The following table lists ATP tools and those Excel functions that they call that have been improved for Excel 2003 and for later versions of Excel. Readers are referred to separate articles on each Excel function that is called.
|ATP tool||Excel functions that are called|
|ANOVA: Single Factor||VAR, FINV|
|ANOVA: Two-Factor With Replication||VAR, FINV|
|ANOVA: Two-Factor Without Replication||VAR, FINV|
|Descriptive Statistics||STDEV, TINV, VAR|
|F-Test Two-Sample for Variances||VAR, FINV|
|Random Number Generation|
|Rank and Percentile|
|t-Test: Paired Two Sample for Means||VAR, PEARSON, TINV|
|t-Test: Two-Sample Assuming Equal Variances||VAR, TINV|
|t-Test: Two-Sample Assuming Unequal Variances||VAR, TINV|
|z-Test: Two Sample for Means||NORMSDIST, NORMSINV|
For all functions that appear in this table other than LINEST and RAND, you are likely to see differences between earlier versions of Excel and later versions of Excel only because of round-off errors in extreme situations. LINEST has been much improved, as discussed earlier. RAND has been improved also. Curiously, the Sampling tool calls RAND, but the RNG tool relies on a self-contained generator that will give inferior performance when a lengthy sequence of random observations is required.
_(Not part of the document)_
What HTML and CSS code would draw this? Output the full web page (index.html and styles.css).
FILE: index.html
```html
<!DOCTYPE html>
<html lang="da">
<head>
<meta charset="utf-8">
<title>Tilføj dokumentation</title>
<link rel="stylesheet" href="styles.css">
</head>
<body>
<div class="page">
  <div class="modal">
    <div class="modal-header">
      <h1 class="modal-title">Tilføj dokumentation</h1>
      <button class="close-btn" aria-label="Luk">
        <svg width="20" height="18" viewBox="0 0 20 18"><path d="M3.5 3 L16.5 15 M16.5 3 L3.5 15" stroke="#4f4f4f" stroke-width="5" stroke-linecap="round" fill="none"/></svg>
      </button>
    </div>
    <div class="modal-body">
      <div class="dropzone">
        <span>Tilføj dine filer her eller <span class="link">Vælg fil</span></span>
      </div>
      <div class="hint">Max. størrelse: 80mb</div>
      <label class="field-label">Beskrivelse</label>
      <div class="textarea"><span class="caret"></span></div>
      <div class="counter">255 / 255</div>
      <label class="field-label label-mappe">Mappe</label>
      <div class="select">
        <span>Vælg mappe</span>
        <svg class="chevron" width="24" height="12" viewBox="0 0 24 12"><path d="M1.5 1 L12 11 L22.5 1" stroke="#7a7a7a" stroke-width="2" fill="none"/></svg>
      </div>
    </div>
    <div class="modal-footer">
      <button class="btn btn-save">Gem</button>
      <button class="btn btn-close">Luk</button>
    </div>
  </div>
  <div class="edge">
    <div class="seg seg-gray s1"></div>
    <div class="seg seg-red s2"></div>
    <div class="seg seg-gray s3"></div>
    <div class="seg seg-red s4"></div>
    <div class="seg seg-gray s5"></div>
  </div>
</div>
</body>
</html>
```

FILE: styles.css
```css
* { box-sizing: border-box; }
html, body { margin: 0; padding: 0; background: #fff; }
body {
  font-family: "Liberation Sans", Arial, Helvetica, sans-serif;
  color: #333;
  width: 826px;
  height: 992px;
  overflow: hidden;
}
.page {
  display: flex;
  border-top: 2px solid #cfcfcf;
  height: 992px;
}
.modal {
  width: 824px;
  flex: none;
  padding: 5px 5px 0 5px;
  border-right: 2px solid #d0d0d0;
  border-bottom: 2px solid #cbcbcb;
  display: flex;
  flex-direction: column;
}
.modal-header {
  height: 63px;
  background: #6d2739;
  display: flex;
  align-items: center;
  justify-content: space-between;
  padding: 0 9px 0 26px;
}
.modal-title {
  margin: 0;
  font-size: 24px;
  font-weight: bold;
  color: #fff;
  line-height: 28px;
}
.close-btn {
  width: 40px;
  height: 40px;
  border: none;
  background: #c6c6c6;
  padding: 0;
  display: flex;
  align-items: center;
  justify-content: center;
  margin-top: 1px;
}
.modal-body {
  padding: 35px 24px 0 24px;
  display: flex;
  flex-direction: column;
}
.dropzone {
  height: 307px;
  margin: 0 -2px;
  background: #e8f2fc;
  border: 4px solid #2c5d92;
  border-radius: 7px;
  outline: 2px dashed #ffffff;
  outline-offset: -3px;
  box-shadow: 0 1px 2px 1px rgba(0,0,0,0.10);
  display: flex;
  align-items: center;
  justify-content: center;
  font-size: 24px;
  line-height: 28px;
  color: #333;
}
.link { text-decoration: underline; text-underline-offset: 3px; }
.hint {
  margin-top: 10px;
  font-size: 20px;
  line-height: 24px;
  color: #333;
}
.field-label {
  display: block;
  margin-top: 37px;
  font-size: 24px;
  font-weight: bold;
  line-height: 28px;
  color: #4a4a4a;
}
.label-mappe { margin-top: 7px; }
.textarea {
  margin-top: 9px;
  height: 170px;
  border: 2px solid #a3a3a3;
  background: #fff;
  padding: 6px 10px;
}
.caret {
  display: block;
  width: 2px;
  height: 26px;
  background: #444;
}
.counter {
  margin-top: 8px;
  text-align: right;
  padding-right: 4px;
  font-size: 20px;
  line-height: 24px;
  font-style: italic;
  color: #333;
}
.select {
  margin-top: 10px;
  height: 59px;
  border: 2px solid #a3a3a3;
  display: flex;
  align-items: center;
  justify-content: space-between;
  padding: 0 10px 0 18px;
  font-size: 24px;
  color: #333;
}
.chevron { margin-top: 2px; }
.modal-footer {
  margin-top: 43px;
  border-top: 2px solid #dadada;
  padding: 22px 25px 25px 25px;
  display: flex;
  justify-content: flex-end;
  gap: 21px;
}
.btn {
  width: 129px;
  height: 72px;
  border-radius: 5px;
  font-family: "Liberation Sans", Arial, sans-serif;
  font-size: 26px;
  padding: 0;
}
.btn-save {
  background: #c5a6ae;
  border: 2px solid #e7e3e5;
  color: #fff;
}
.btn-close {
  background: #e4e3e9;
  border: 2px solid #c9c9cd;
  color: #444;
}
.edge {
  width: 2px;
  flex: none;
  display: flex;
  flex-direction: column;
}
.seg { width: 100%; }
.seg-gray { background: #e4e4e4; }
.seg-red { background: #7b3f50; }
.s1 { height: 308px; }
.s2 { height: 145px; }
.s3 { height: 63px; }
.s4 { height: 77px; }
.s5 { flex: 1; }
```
Except for changes to ATP code for each of the three ANOVA tools, ATP code has not been rewritten. However, it benefits from calling improved Excel functions as shown in the ATP Tool table. Flaws in the t-Test: Paired Two Sample for Means test have not been fixed for Excel 2003 or for later versions of Excel. The most noticeable improvements are likely to be in the Regression tool where LINEST no longer returns incorrect results when the Constant is Zero
check box is selected and where LINEST is designed to handle collinearity appropriately.